The rest of this Article proceeds as follows. Part I describes the social cognitions--including both explicitly held beliefs and implicitly held associations--that lead to police violence against African Americans.
Part II explicates the remaining dimensions of the police violence exposure phenomenon. Specifically, this Part reveals how frequent police contact potentially leads to arrests, facilitates system involvement, including incarceration, engenders police insecurities, and generates resistance to authority or the assertion of rights. Each of the foregoing effects can precipitate police violence. Part II explains precisely how. We then conclude with a reminder of the importance of moving discussions of police violence beyond the "bad cop" frame to a structural understanding of the problem.
Broadly articulated, the goal of this Article was to challenge the framing of excessive force as a problem that derives from rogue police officers who harbor racial animus against African Americans.

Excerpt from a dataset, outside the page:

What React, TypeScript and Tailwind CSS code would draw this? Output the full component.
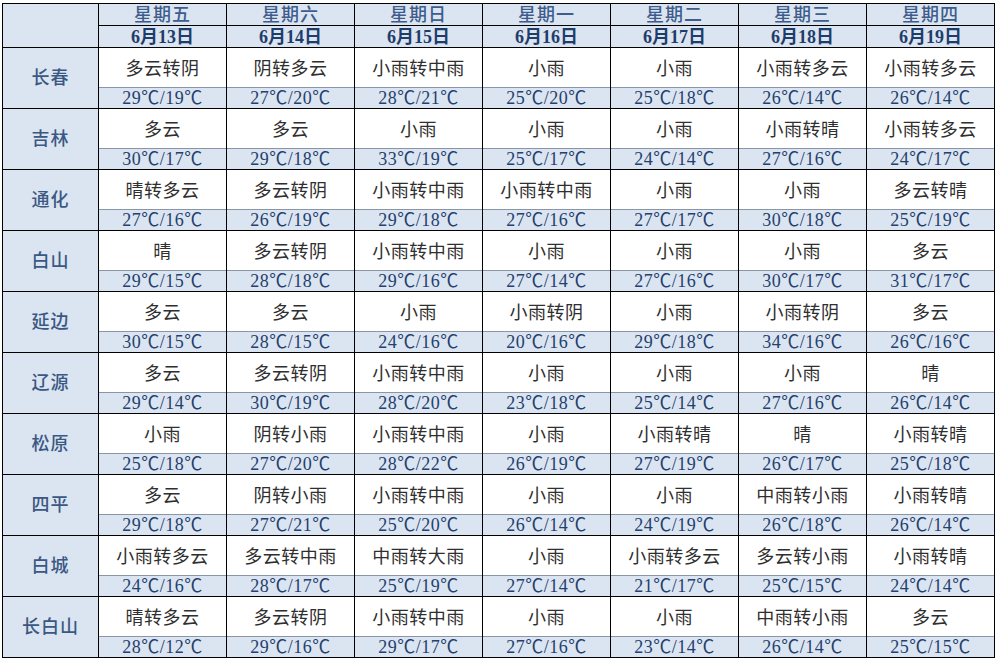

We did so by presenting a theoretical model that articulates racialized police violence as a systemic and structural problem that cannot be solved simply by looking for and punishing "bad" cops.
This is not to say that the model we have presented is a total account of race and police violence. Undoubtedly, it leaves some things out. Still, our hope is that the model focuses attention on significant but under-examined dimensions of the problem, particularly the relationship between police contact and police violence and the various factors that mediate that relationship.